In general, developers of age-restricted housing these days are trying to adjust to the changing realities of their pool of buyers. Some have pulled out of the market, which was heavily overbuilt in the 1990s and early 2000s because communities throughout the state eschewed housing projects that would add children to their overburdened school systems. Then, in July 2009, Gov. Jon S. Corzine signed a conversion law that allowed developers to ask local planning boards to broaden access to their approved but not yet built communities, while adding a requirement that 20 percent of each new project be more affordable.
“With the market being saturated and the economic crisis,” Mr. Touhey said, “quite a few projects went in for the conversion. I stopped counting at 45. The bill worked very well, and many have moved forward with development.”

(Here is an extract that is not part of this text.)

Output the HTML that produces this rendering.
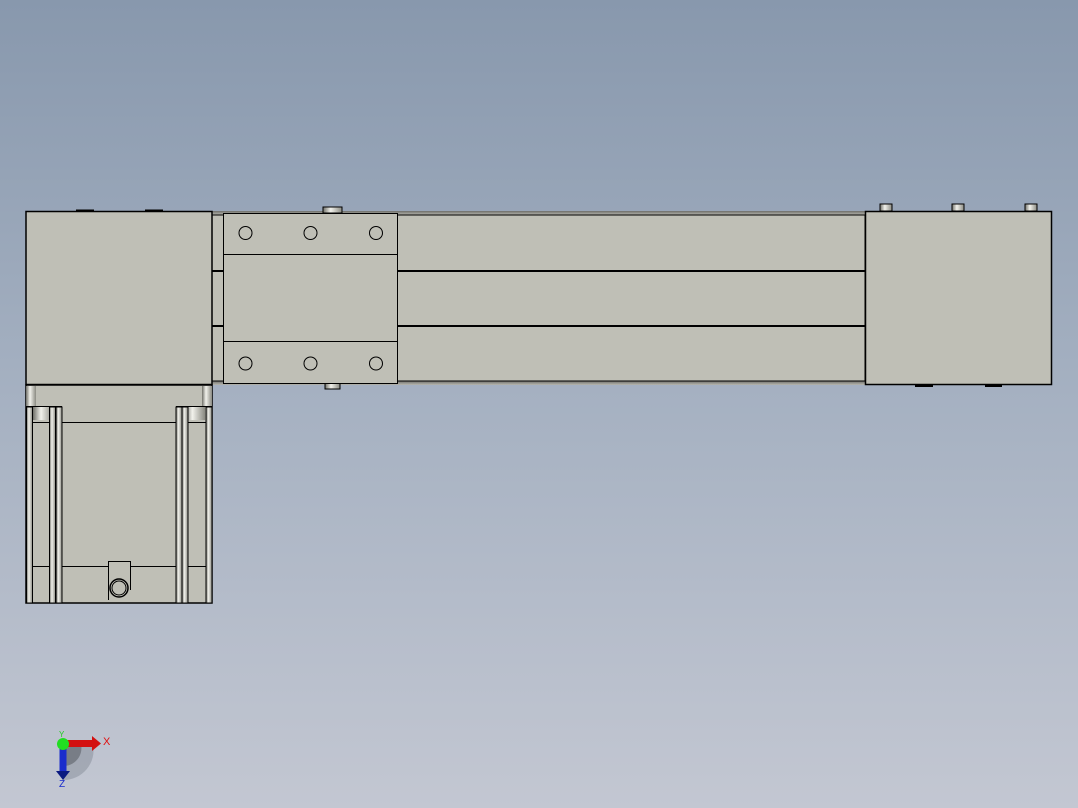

One who took advantage of the opportunity was Randy Csik, president of American Properties. In 2010, his company bought a site in Piscataway already approved for 152 age-restricted homes and immediately applied to local officials to convert the plan to 120 market-rate single-family homes and 30 age-restricted affordable rental apartments. Eighty of the single-family homes have sold to date, for $423,000 to $525,000.
“At the time,” Mr. Csik said, explaining his decision to convert, “the housing market for seniors had virtually dried up except for a few selected communities. It’s getting better, but not anywhere near what it was in 2006.”
Those still building in the 55-plus market have embraced other modifications: converting attic space into loft bedrooms, for instance, or adding finished basements for visiting grandchildren.